The Notification Pincer: 72 Hours vs. 14 Days

There is a common misconception that agents have two weeks to notify your school. The law is actually much tighter:

  • State Law (RUAAA): You have 14 days to cancel the contract (Protects your money).

  • Federal Law (SPARTA) / NCAA: You have 72 hours to notify your school (Protects your career).

The "New" 14-Day Harbor: The only place "14 days" actually provides a safety window in 2026 is for incoming Division I transfers and high schoolers reporting their NIL contracts to the NIL Go clearinghouse. Important: This window is for reporting the marketing deal itself, not for reporting the agent relationship. The 72-hour notification for the agent relationship still applies.
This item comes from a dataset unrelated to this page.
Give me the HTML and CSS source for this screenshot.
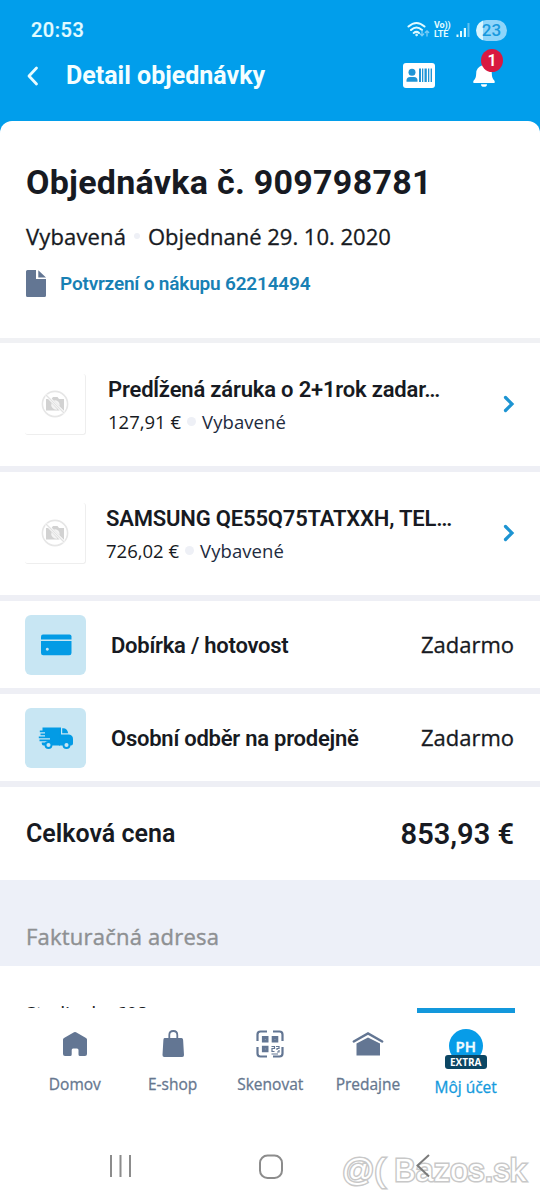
FILE: index.html
```html
<!DOCTYPE html>
<html lang="sk">
<head>
<meta charset="utf-8">
<title>Detail objednávky</title>
<link rel="stylesheet" href="styles.css">
</head>
<body>
<div class="screen">
  <header class="top">
    <div class="status">
      <span class="clock">20:53</span>
      <div class="status-icons">
        <svg class="wifi" width="24" height="18" viewBox="0 0 24 18" fill="none" stroke="#e2fbff" stroke-width="2" stroke-linecap="round">
          <path d="M1.500 5.500Q9.500-1.500 17.500 5.500M4 9Q9.500 4 15 9M6.700 12Q9.500 9.800 12 12"/><circle cx="9.500" cy="14" r=".8" fill="#e2fbff" stroke-width="1"/>
          <path d="M15 9.500v5M13.300 13L15 14.800 16.700 13M20 15v-5M18.300 11.500L20 9.800 21.700 11.500" stroke="#7ccdf6" stroke-width="1.300"/>
        </svg>
        <span class="volte"><span>Vo))</span><span>LTE</span></span>
        <svg class="signal" width="14" height="16" viewBox="0 0 14 16"><path d="M.5 12.500h2V15h-2zM4 9h2v6H4zM7.800 6h2.200v9H7.800z" fill="#e2fbff"/><path d="M11.500 1h2v14h-2z" fill="#61c0f0"/></svg>
        <span class="battery">23</span>
      </div>
    </div>
    <div class="bar">
      <svg class="back" width="14" height="20" viewBox="0 0 14 20" fill="none" stroke="#e8fcff" stroke-width="2.800" stroke-linecap="round" stroke-linejoin="round"><path d="M10.500 2L3 10l7.500 8"/></svg>
      <h1 class="bar-title">Detail objednávky</h1>
      <svg class="card-icon" width="32" height="25" viewBox="0 0 32 25">
        <rect width="32" height="25" rx="3" fill="#fff"/>
        <g fill="#2095d6"><circle cx="9" cy="9.300" r="3.500"/><path d="M3.500 18.800v-1.300q0-3.600 3.500-3.600h4q3.500 0 3.500 3.600v1.300z"/><path d="M16 5.500h2v13.500h-2zM19 5.500h1.300v13.500H19zM21.500 5.500h2.300v13.500h-2.300zM25 5.500h1.300v13.500H25zM27.600 5.500H29v13.500h-1.400z"/></g>
      </svg>
      <div class="bell">
        <svg width="22" height="25" viewBox="0 0 22 25" fill="#fff"><path d="M11 .8a1.500 1.500 0 0 1 1.500 1.500Q18.600 4 18.800 10.500q.1 5 2.500 7.100.6.600.4 1.800-.2.600-1 .6H1.300q-.8 0-1-.6-.2-1.200.4-1.800Q3.100 15.500 3.200 10.500 3.400 4 9.500 2.300A1.500 1.500 0 0 1 11 .8zM8 21.200h6a3 2.600 0 0 1-6 0z"/></svg>
        <span class="badge">1</span>
      </div>
    </div>
  </header>

  <main class="sheet">
    <section class="summary">
      <h2 class="order">Objednávka č. 909798781</h2>
      <p class="state"><span class="state-a">Vybavená</span><i class="dot small"></i><span class="state-b">Objednané 29. 10. 2020</span></p>
      <p class="receipt">
        <svg width="20" height="27" viewBox="0 0 20 27" fill="#637693"><path d="M1.500 0H10v9h10v16.500q0 1.500-1.500 1.500h-17Q0 27 0 25.500v-24Q0 0 1.500 0zM12.300.3L20 7.500h-7.700z"/></svg>
        <a>Potvrzení o nákupu 62214494</a>
      </p>
    </section>

    <section class="item">
      <div class="thumb"><svg width="28" height="28" viewBox="0 0 28 28"><circle cx="14" cy="14" r="12.600" fill="none" stroke="#e6e6e6" stroke-width="1.600"/><path d="M5 9h3.500L19 20.500H5zM10.500 9L12 7h4.500L18 9h5v12L10.500 9z" fill="#d2d2d2"/><path d="M10.500 13a5 5 0 0 0 6 6.500z" fill="#f4f4f4"/><path d="M13 10.500a4.500 4.500 0 0 1 5.500 5.500z" fill="#f4f4f4"/><path d="M5 5l18 18" stroke="#fff" stroke-width="2.600"/><path d="M5 5l18 18" stroke="#e2e2e2" stroke-width="1.200"/></svg></div>
      <div class="item-text first"><h3>Predĺžená záruka o 2+1rok zadar…</h3><p><span>127,91 €</span><i class="dot"></i><span class="navy">Vybavené</span></p></div>
      <svg class="chev" width="12" height="18" viewBox="0 0 12 18" fill="none" stroke="#1d94d2" stroke-width="3.200"><path d="M2.500 2.500L9 9l-6.500 6.500" stroke-linecap="round"/></svg>
    </section>

    <section class="item">
      <div class="thumb"><svg width="28" height="28" viewBox="0 0 28 28"><circle cx="14" cy="14" r="12.600" fill="none" stroke="#e6e6e6" stroke-width="1.600"/><path d="M5 9h3.500L19 20.500H5zM10.500 9L12 7h4.500L18 9h5v12L10.500 9z" fill="#d2d2d2"/><path d="M10.500 13a5 5 0 0 0 6 6.500z" fill="#f4f4f4"/><path d="M13 10.500a4.500 4.500 0 0 1 5.500 5.500z" fill="#f4f4f4"/><path d="M5 5l18 18" stroke="#fff" stroke-width="2.600"/><path d="M5 5l18 18" stroke="#e2e2e2" stroke-width="1.200"/></svg></div>
      <div class="item-text second"><h3>SAMSUNG QE55Q75TATXXH, TEL…</h3><p><span>726,02 €</span><i class="dot"></i><span class="navy">Vybavené</span></p></div>
      <svg class="chev" width="12" height="18" viewBox="0 0 12 18" fill="none" stroke="#1d94d2" stroke-width="3.200"><path d="M2.500 2.500L9 9l-6.500 6.500" stroke-linecap="round"/></svg>
    </section>

    <section class="service">
      <div class="tile"><svg width="36" height="28" viewBox="0 0 36 28" fill="#039be5"><path d="M3 8.400V5.500q0-2 2-2h26.500q2 0 2 2v2.900H3z"/><path fill-rule="evenodd" d="M3 10h30.500V22q0 2.300-2.300 2.300H5.300Q3 24.300 3 22zM9.300 16.800a1.500 1.500 0 1 0 .01 0z"/></svg></div>
      <span class="service-name pay">Dobírka / hotovost</span><span class="free">Zadarmo</span>
    </section>

    <section class="service">
      <div class="tile"><svg width="36" height="28" viewBox="0 0 36 28" fill="#039be5">
        <path d="M4.500 3.500H22v18H5.500q-1.800 0-1.800-3H10v-1.300H1.500v-1.700H12v-1.300H.8v-1.700H7v-1.300H2.500V9.500H7V8.200H1.800V6.500h2.700z"/>
        <path d="M24.200 4.200h1q4 0 5 5h-6z"/><path d="M22 3.500h1v7h8q4 .8 4 4.500v4.500q0 2-2 2H21z"/>
        <circle cx="10.500" cy="21" r="3" fill="#c8e6f3" stroke="#039be5" stroke-width="1.900"/><circle cx="28.500" cy="21" r="3" fill="#c8e6f3" stroke="#039be5" stroke-width="1.900"/>
      </svg></div>
      <span class="service-name ship">Osobní odběr na prodejně</span><span class="free">Zadarmo</span>
    </section>

    <section class="total"><span class="total-label">Celková cena</span><span class="total-sum">853,93 €</span></section>
    <h2 class="group"><span>Fakturačná adresa</span></h2>
    <section class="address">Studienka 608</section>
  </main>

  <nav class="tabs">
    <a class="tab"><svg width="26" height="28" viewBox="0 0 26 28" fill="#637693"><path d="M13 2q.5 0 1 .3L24 8q1 .6 1 1.600V24q0 2-2 2h-5q-1.500 0-1.500-1.500V20q0-1.500-1.500-1.500h-4Q9.700 18.500 9.700 20v4.500Q9.700 26 8.200 26H3q-2 0-2-2V9.600Q1 8.600 2 8L12 2.300q.5-.3 1-.3z"/></svg><span class="t1">Domov</span></a>
    <a class="tab"><svg width="26" height="28" viewBox="0 0 26 28" fill="#637693"><path d="M4.500 8h17q1.500 0 1.600 1.700L24 25q.1 2-1.800 2H4.300q-1.900 0-1.800-2l.9-15.300Q3.500 8 4.500 8z"/><path d="M9.300 9V5q0-4 4-4t4 4v4" fill="none" stroke="#637693" stroke-width="1.800"/></svg><span class="t2">E-shop</span></a>
    <a class="tab"><svg width="28" height="28" viewBox="0 0 28 28" fill="none" stroke="#637693" stroke-width="2.200"><path d="M1.500 11V4.500q0-3 3-3H11M17 1.500h6.500q3 0 3 3V11M1.500 17v6.500q0 3 3 3H11M17 26.500h6.500q3 0 3-3V17"/><path d="M7.400 7.400h3.600v3.600H7.400zM17.200 7.400h3.600v3.600h-3.600zM7.400 17.200h3.600v3.600H7.400z" stroke-width="3"/><path d="M15.500 16.500h3v2h-2.500v3h2.500M20 16.500h3v2h-2v1.500M21 22h2v-2M15.500 24H22" stroke-width="1.200"/></svg><span class="t3">Skenovat</span></a>
    <a class="tab"><svg width="32" height="28" viewBox="0 0 32 28" fill="#637693"><path d="M4.500 13.500L16 7.500l12 6V25.500H4.500z"/><path d="M1.800 11.500L16 3.500l14.200 8" fill="none" stroke="#637693" stroke-width="2.500" stroke-linecap="round"/></svg><span class="t4">Predajne</span></a>
    <a class="tab active"><div class="avatar"><span class="initials">PH</span><span class="extra">EXTRA</span></div><span class="t5">Môj účet</span></a>
  </nav>

  <footer class="system">
    <svg class="recents" width="24" height="24" viewBox="0 0 24 24" stroke="#8c8c8c" stroke-width="2"><path d="M2 1v22M11.500 1v22M21 1v22"/></svg>
    <svg class="home" width="26" height="26" viewBox="0 0 26 26" fill="none" stroke="#8c8c8c" stroke-width="2"><rect x="2" y="1.500" width="22" height="22.500" rx="7.500"/></svg>
    <div class="back-key">
      <span class="mark"><span class="mark-at">@(</span><span class="mark-name">Bazos.sk</span></span>
      <svg class="back-arrow" width="14" height="24" viewBox="0 0 14 24" fill="none" stroke="#7b7b7b" stroke-width="2"><path d="M13 1L1.500 11.500 13 22.500"/></svg>
    </div>
  </footer>
</div>
</body>
</html>
```
FILE: styles.css
```css
* { box-sizing: border-box; }
body, h1, h2, h3, p { margin: 0; }
body { width: 540px; height: 1200px; overflow: hidden; background: #fff; color: #171a22; font-family: "Open Sans", "Noto Sans", sans-serif; }
svg { display: block; flex: none; }
span, a { white-space: nowrap; }
.screen { display: flex; flex-direction: column; height: 1200px; background: #019eeb; }

.top { height: 121px; flex: none; padding: 16px 33px 0 26px; }
.status { display: flex; justify-content: space-between; height: 28px; align-items: center; padding-left: 5px; }
.clock { font: 500 20px/28px Roboto, sans-serif; letter-spacing: .5px; color: #e2fbff; -webkit-text-stroke: .2px; }
.status-icons { display: flex; align-items: center; }
.volte { display: flex; flex-direction: column; margin-left: 3px; width: 16px; font: 700 9px/9px Roboto, sans-serif; color: #e2fbff; letter-spacing: -.1px; }
.signal { margin-left: 6px; }
.battery { margin-left: 6px; width: 31px; height: 21px; border-radius: 11px; background: linear-gradient(90deg, #d7f5ff 23%, #8fd5fa 23%); font: 500 17px/21px Roboto, sans-serif; text-align: center; color: #1799dd; }
.bar { display: flex; align-items: center; height: 63px; }
.back, .card-icon { flex: none; }
.bar-title { flex: none; margin-left: 26px; width: 327px; padding-top: 1px; font: 700 25px/30px Roboto, sans-serif; color: #f4feff; }
.card-icon { margin-left: 10px; }
.bell { position: relative; margin-left: 38px; }
.badge { position: absolute; left: 8px; top: -14px; width: 22px; height: 23px; border-radius: 50%; background: #d81940; color: #fff; font: 600 16px/23px Roboto, sans-serif; text-align: center; }

.sheet { display: flex; flex-direction: column; height: 887px; flex: none; overflow: hidden; border-radius: 12px 12px 0 0; background: #fff; }
.sheet > * { flex: none; }
.summary { height: 222px; padding: 41px 26px 0; border-bottom: 5px solid #f0f1f4; }
.order { font: 700 34px/40px Roboto, sans-serif; letter-spacing: .27px; }
.state { display: flex; align-items: center; margin-top: 19px; height: 30px; font-size: 22px; line-height: 30px; -webkit-text-stroke: .3px; }
.state-a { width: 100px; letter-spacing: .15px; }
.dot { width: 9px; height: 9px; border-radius: 50%; background: #eef0f6; margin: 0 6px; }
.dot.small { width: 6px; height: 6px; margin: 0 8px; }
.receipt { display: flex; align-items: center; gap: 14px; margin-top: 19px; height: 27px; font: 600 19px/27px Roboto, sans-serif; letter-spacing: -.19px; color: #1880b4; }

.item { display: flex; align-items: center; height: 129px; padding: 0 25px; border-bottom: 6px solid #eeeff5; }
.thumb { display: flex; align-items: center; justify-content: center; width: 61px; height: 61px; border-right: 1px solid #eee; border-bottom: 1px solid #eee; border-radius: 3px; }
.item-text { width: 370px; height: 64px; margin-left: 22px; }
.item-text.second { margin-left: 20px; width: 372px; }
.item-text h3 { padding-top: 1px; font: 600 22px/32px Roboto, sans-serif; letter-spacing: -.18px; white-space: nowrap; }
.item-text p { display: flex; align-items: center; height: 28px; margin-top: 2px; font-size: 18.500px; line-height: 28px; }
.item-text .navy { color: #1e2b40; letter-spacing: .08px; }
.chev { margin: -2px 0 0 auto; }

.service { display: flex; align-items: center; height: 93px; padding: 0 26px 0 25px; border-bottom: 6px solid #eeeff5; }
.tile { display: flex; align-items: center; justify-content: center; width: 61px; height: 60px; border-radius: 6px; background: #c8e6f3; }
.service-name { margin-left: 25px; padding-top: 2px; font: 600 22px/30px Roboto, sans-serif; letter-spacing: -.24px; }
.free { margin-left: auto; padding-bottom: 2px; font-size: 22px; line-height: 30px; -webkit-text-stroke: .3px; }
.total { display: flex; align-items: center; justify-content: space-between; height: 93px; padding: 0 26px; font: 600 25px/34px Roboto, sans-serif; }
.total-sum { font-size: 29px; }
.group { display: flex; align-items: flex-end; height: 86px; padding: 0 26px 15px; background: #edf0f8; color: #8e9093; font-size: 22px; line-height: 30px; font-weight: 400; letter-spacing: .22px; -webkit-text-stroke: .4px; }
.address { height: 42px; padding: 34px 26px 0; overflow: hidden; font-size: 18px; line-height: 26px; letter-spacing: .2px; -webkit-text-stroke: .2px; }

.tabs { display: flex; height: 102px; flex: none; padding: 0 25.500px 0 26px; background: #fff; }
.tab { display: flex; flex: 1; flex-direction: column; align-items: center; padding-top: 22px; font-size: 15.500px; line-height: 20px; color: #66778f; -webkit-text-stroke: .3px; }
.tab > span { margin-top: 16px; }
.tab.active { border-top: 5px solid #1398dc; padding-top: 16px; color: #149add; }
.tab.active > span { margin-top: 8px; }
.avatar { position: relative; width: 42px; height: 40px; display: flex; justify-content: center; }
.initials { width: 34px; height: 34px; border-radius: 50%; background: #079ce8; color: #f2fcff; font-size: 15px; font-weight: 600; line-height: 34px; text-align: center; -webkit-text-stroke: .4px; }
.extra { position: absolute; left: 0; bottom: 0; width: 42px; height: 14px; border-radius: 3px; background: #0c4663; color: #fff; font-size: 10px; font-weight: 700; line-height: 14px; text-align: center; -webkit-text-stroke: 0; }

.system { display: flex; align-items: flex-start; height: 90px; padding: 44px 0 0 109px; background: #fff; }
.home { margin-left: 125px; }
.back-key { position: relative; margin-left: 132px; }
.back-arrow { position: relative; }
.mark { position: absolute; left: -74px; top: -2px; display: flex; font: 32px/36px "Liberation Sans", Arial, sans-serif; color: #fff; -webkit-text-stroke: 3px #c8c8c8; paint-order: stroke fill; }
.mark-name { margin-left: 9px; letter-spacing: .3px; }
```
Athlete & Family Playbook: 3 Steps to Neutralize the Agent Trap

  1. Strictly Limit the Language: Ensure any NIL contract explicitly excludes professional sports services. If it mentions "future pro negotiations," you are likely triggering 12.3.1.

  2. Verify the 72-Hour Clock: Ask the agent point-blank: "Are you prepared to notify my AD in writing within 72 hours as required by SPARTA?" If they say they have 14 days, they are confusing their duty with your right to cancel.

  3. Report the Reach-Out: Most high-level compliance offices require you to report agent contact promptly. Tell your compliance officer the moment a conversation moves past "hello" to stay in "good faith" status.

The Bottom Line: The law gives you 14 days to change your mind, but the NCAA doesn't give you a single second for professional representation. In the 2026 NIL landscape, misunderstanding the notification timeline is a career-ending injury.

Disclaimer: This newsletter provides educational insights and general information related to the legal side of Name, Image, and Likeness (NIL). It does not constitute legal, financial, or professional advice, and should not be relied upon as such. This content is for informational purposes only, and you should always consult with a qualified professionals for advice tailored to your specific situation.

NIL laws are constantly evolving, and the information provided might not be the most current at all times.